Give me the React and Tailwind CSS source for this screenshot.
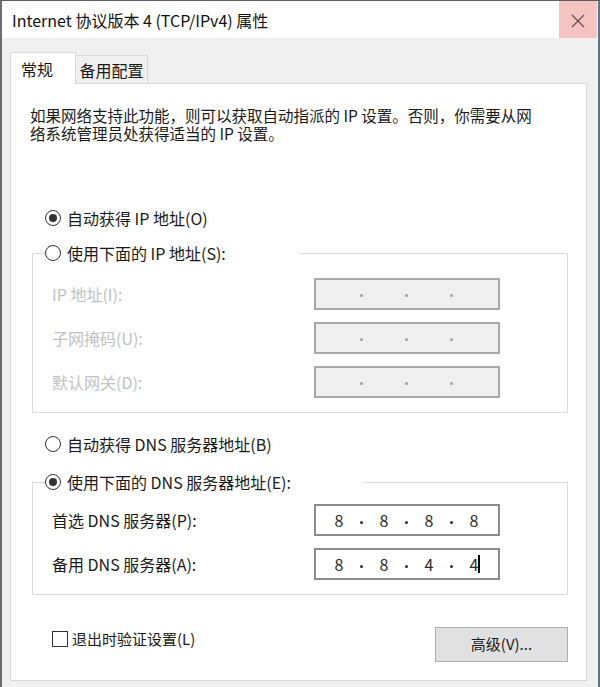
import React from 'react';

const Radio = ({ checked, label }) => (
  <div className="flex items-center h-5 whitespace-nowrap text-[16px]">
    <span className="w-4 h-4 rounded-full border border-[#333] bg-white flex items-center justify-center mr-[6px]">
      {checked && <span className="w-2 h-2 rounded-full bg-[#333]" />}
    </span>
    <span>{label}</span>
  </div>
);

const IpRow = ({ label, disabled, digits = [], cursor }) => (
  <div className="flex items-center h-[32px]">
    <span className={`w-[262px] whitespace-nowrap text-[16px] ${disabled ? 'text-[#c2c2c2]' : 'text-[#1a1a1a]'}`}>{label}</span>
    <div
      className={`w-[186px] h-[32px] border-2 flex items-center pl-[12px] ${
        disabled ? 'bg-[#f0f0f0] border-[#a9a9a9]' : 'bg-white border-[#8c8c8c]'
      }`}
    >
      {[0, 1, 2, 3].map((i) => (
        <React.Fragment key={i}>
          <span className="relative w-[22px] text-center text-[16px] leading-[20px] text-[#2a2a2a]">
            {digits[i] || ''}
            {cursor && i === 3 && (
              <span className="absolute left-[15px] top-[1px] w-[2px] h-[18px] bg-black" />
            )}
          </span>
          {i < 3 && (
            <span className="w-[23px] flex justify-center">
              <span
                className={`w-[3px] h-[3px] rounded-full ${disabled ? 'bg-[#a0a0a0] mt-[3px]' : 'bg-[#333] mt-[5px]'}`}
              />
            </span>
          )}
        </React.Fragment>
      ))}
    </div>
  </div>
);

export default function App() {
  return (
    <div className="w-[600px] h-[687px] bg-[#f0f0f0] border-t border-[#5f5f5f] border-l-2 border-l-[#6e6e6e] flex font-['Noto_Sans_CJK_SC','Noto_Sans',sans-serif] text-[15px] text-[#1a1a1a]">
      <div className="flex-1 flex flex-col">
        {/* Title bar */}
        <div className="h-[37px] bg-white flex items-center justify-between">
          <span className="pl-[10px] text-[16px] whitespace-nowrap text-[#111]">Internet 协议版本 4 (TCP/IPv4) 属性</span>
          <div className="w-[38px] h-[37px] bg-[#f6c3c3] flex items-center justify-center">
            <svg width="14" height="14" viewBox="0 0 14 14" className="mt-[3px]">
              <path d="M1 1 L13 13 M13 1 L1 13" stroke="#6b4a4a" strokeWidth="1.2" fill="none" />
            </svg>
          </div>
        </div>

        {/* Tabs */}
        <div className="flex items-start h-[31px] mt-[14px] ml-[8px] text-[16px]">
          <div className="relative z-10 w-[66px] h-[32px] bg-white border-t border-l border-r border-[#d9d9d9] flex items-center pl-[10px]">
            常规
          </div>
          <div className="w-[72px] h-[28px] mt-[3px] bg-[#f0f0f0] border-t border-r border-[#d9d9d9] flex items-center justify-center">
            备用配置
          </div>
        </div>

        {/* Panel */}
        <div className="ml-[8px] w-[577px] h-[598px] bg-white border border-[#d9d9d9] flex flex-col">
          <div className="mt-[22px] pl-[19px] whitespace-nowrap text-[15.5px] flex flex-col">
            <span className="h-[18px] leading-[18px]">如果网络支持此功能，则可以获取自动指派的 IP 设置。否则，你需要从网</span>
            <span className="h-[18px] leading-[18px]">络系统管理员处获得适当的 IP 设置。</span>
          </div>

          <div className="mt-[66px] pl-[34px]">
            <Radio checked label="自动获得 IP 地址(O)" />
          </div>

          <fieldset className="mt-[15px] ml-[21px] mr-[18px] border border-[#dcdcdc]">
            <legend className="ml-[12px] w-[255px] h-5">
              <Radio label="使用下面的 IP 地址(S):" />
            </legend>
            <div className="pl-[19px] pt-[15px] pb-[14px] flex flex-col gap-[12px]">
              <IpRow disabled label="IP 地址(I):" />
              <IpRow disabled label="子网掩码(U):" />
              <IpRow disabled label="默认网关(D):" />
            </div>
          </fieldset>

          <div className="mt-[21px] pl-[34px]">
            <Radio label="自动获得 DNS 服务器地址(B)" />
          </div>

          <fieldset className="mt-[18px] ml-[21px] mr-[18px] border border-[#dcdcdc]">
            <legend className="ml-[12px] w-[318px] h-5">
              <Radio checked label="使用下面的 DNS 服务器地址(E):" />
            </legend>
            <div className="pl-[19px] pt-[12px] pb-[14px] flex flex-col gap-[12px]">
              <IpRow label="首选 DNS 服务器(P):" digits={['8', '8', '8', '8']} />
              <IpRow label="备用 DNS 服务器(A):" digits={['8', '8', '4', '4']} cursor />
            </div>
          </fieldset>

          <div className="mt-[32px] pl-[41px] pr-[18px] flex items-start justify-between">
            <label className="flex items-center h-5 mt-[2px] whitespace-nowrap">
              <span className="w-4 h-4 border border-[#333] bg-white mr-[4px]" />
              退出时验证设置(L)
            </label>
            <button className="w-[133px] h-[35px] bg-[#e1e1e1] border border-[#adadad] text-[15px] text-[#1a1a1a]">
              高级(V)...
            </button>
          </div>
        </div>
      </div>
      <div className="w-[3px] bg-[#f7f7f7] border-r-2 border-[#5a7584]" />
    </div>
  );
}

▬▬▬▬▬▬▬▬▬▬

Where a line contains "React", copy that line.

Task solution:
Give me the React and Tailwind CSS source for this screenshot.
import React from 'react';
        <React.Fragment key={i}>
        </React.Fragment>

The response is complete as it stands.